Die Studie zeigt eindrucksvoll: Pacing wirkt für nahezu alle Betroffenen symptomübergreifend positiv, unabhängig vom individuellen Symptomprofil. Ob milde oder schwere Krankheitsverläufe, Pacing wurde durchgängig als hilfreich bewertet und belegt damit seinen zentralen Stellenwert im Umgang mit ME/CFS und Long-COVID bzw. Post-COVID.

Individualität zählt

Neben der generellen Empfehlung zu Pacing betonen die Studienautoren die enorme Heterogenität der Erkrankungen: Die besten Erfolge erzielen Betroffene häufig, wenn die Behandlung individuell auf das eigene Symptomprofil abgestimmt ist. Einige Subgruppen, z.B. mit starker Kreislaufbeteiligung (POTS), profitieren laut Studie besonders von bestimmen Medikamenten oder nicht-medikamentösen Maßnahmen – doch Pacing bleibt von allen betrachteten Ansätzen der am breitesten wirksame Baustein.

Fazit und Ausblick

Patientenberichte aus dieser großen Studie bieten unmittelbare, alltagsnahe Erkenntnisse und zeigen: Pacing ist aus Sicht der Betroffenen das wichtigste und hilfreichste Werkzeug im Umgang mit ME/CFS und Post-COVID. Gerade weil medikamentöse Therapien oft nur punktuell helfen und individuell abgestimmt werden müssen, bildet Pacing die Grundlage einer erfolgreichen Selbsthilfe.
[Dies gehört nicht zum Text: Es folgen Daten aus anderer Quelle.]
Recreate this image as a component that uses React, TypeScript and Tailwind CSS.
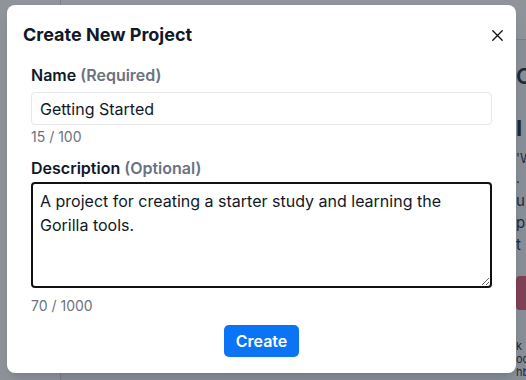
import React, { useState } from "react";

function CloseIcon() {
  return (
    <svg width="11" height="11" viewBox="0 0 11 11" fill="none">
      <path d="M0.8 0.8L10.2 10.2M10.2 0.8L0.8 10.2" stroke="#111" strokeWidth="1.3" strokeLinecap="round" />
    </svg>
  );
}

// faint page that sits behind the dialog overlay
function BackgroundPage() {
  return (
    <div className="flex h-[380px] w-[526px] bg-[#f3f4f6]">
      <div className="w-[61px] shrink-0 border-r border-[#d1d5db] bg-white" />
      <div className="flex flex-1 flex-col">
        <div className="h-[40px] border-b border-[#d1d5db] bg-white" />
        <div className="flex flex-1">
          <div className="w-[454px] shrink-0" />
          <div className="flex flex-1 flex-col overflow-hidden pl-[1px] text-[#1f2937]">
            <div className="mt-[22px] text-[22px] font-semibold leading-[28px]">C</div>
            <div className="mt-[24px] text-[22px] font-bold leading-[28px]">I</div>
            <div className="mt-[6px] text-[13px] leading-[20px]">'W</div>
            <div className="text-[13px] leading-[20px]">.</div>
            <div className="mt-[2px] text-[15px] leading-[22px]">u</div>
            <div className="text-[15px] leading-[22px]">pl</div>
            <div className="text-[15px] leading-[22px]">t</div>
            <div className="mt-[20px] h-[34px] w-[40px] rounded-l bg-[#e25675]" />
            <div className="mt-[30px] text-[11px] leading-[13px]">k</div>
            <div className="text-[11px] leading-[13px]">od</div>
            <div className="text-[11px] leading-[13px]">hb</div>
          </div>
        </div>
      </div>
    </div>
  );
}

export default function App() {
  const [name, setName] = useState("Getting Started");
  const [description, setDescription] = useState(
    "A project for creating a starter study and learning the Gorilla tools."
  );

  return (
    <div
      className="relative h-[380px] w-[526px] overflow-hidden"
      style={{ fontFamily: "Inter, 'Noto Sans', sans-serif" }}
    >
      <BackgroundPage />
      <div className="absolute inset-0 bg-[#1f2937]/50">
        <div className="ml-[7px] mt-[5px] flex h-[368px] w-[509px] flex-col rounded-lg bg-white shadow-lg">
          <div className="flex items-center justify-between pl-4 pr-[7px] pt-4">
            <h2 className="text-[18px] font-bold leading-[28px] text-[#111827]">Create New Project</h2>
            <button className="flex h-6 w-6 items-center justify-center">
              <CloseIcon />
            </button>
          </div>

          <div className="flex flex-1 flex-col px-6 pt-4">
            <label className="text-[16px] font-semibold leading-[20px] text-[#111827]">
              Name <span className="text-[#6b7280]">(Required)</span>
            </label>
            <input
              type="text"
              value={name}
              onChange={(e) => setName(e.target.value)}
              className="mt-[7px] h-[33px] w-full rounded border border-[#e5e7eb] px-2 text-[16px] text-[#111827] outline-none"
            />
            <div className="mt-[2px] text-[14px] leading-[20px] text-[#6b7280]">
              {name.length} / 100
            </div>

            <label className="mt-[11px] text-[16px] font-semibold leading-[20px] text-[#111827]">
              Description <span className="text-[#6b7280]">(Optional)</span>
            </label>
            <textarea
              value={description}
              onChange={(e) => setDescription(e.target.value)}
              className="mt-[4px] block h-[106px] w-full resize-y rounded border-2 border-[#111] px-[7px] pt-[5px] text-[16px] leading-6 text-[#111827] outline-none"
            />
            <div className="mt-[8px] text-[14px] leading-[20px] text-[#6b7280]">
              {description.length} / 1000
            </div>

            <div className="mt-[9px] flex justify-center">
              <button className="h-[32px] w-[75px] rounded-[5px] bg-[#0b74f5] text-[16px] font-semibold text-white">
                Create
              </button>
            </div>
          </div>
        </div>
      </div>
    </div>
  );
}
Praktische Hilfe: die blue-ME Pacing App

Vor dem Hintergrund dieser Ergebnisse gewinnt die strukturierte Erfassung von Belastung, Erholung und deren Wechselwirkungen an Bedeutung. Die Pacing-App blue-ME verbindet diese Erkenntnisse mit praktischer Nutzung: Sie dokumentiert Aktivitäten und Symptome, macht Muster sichtbar, hilft bei der Abstimmung von Ruhe und Belastung und erlaubt so, die im Patient:innenfeedback der Studie implizite Logik von Pacing datenbasiert zu verfolgen.

Quelle:
Eckey M., Li P., Morrison B. et al. „Patient-reported treatment outcomes in ME/CFS and Long COVID.“ Proceedings of the National Academy of Sciences (PNAS), 2025. DOI: 10.1073/pnas.2426874122.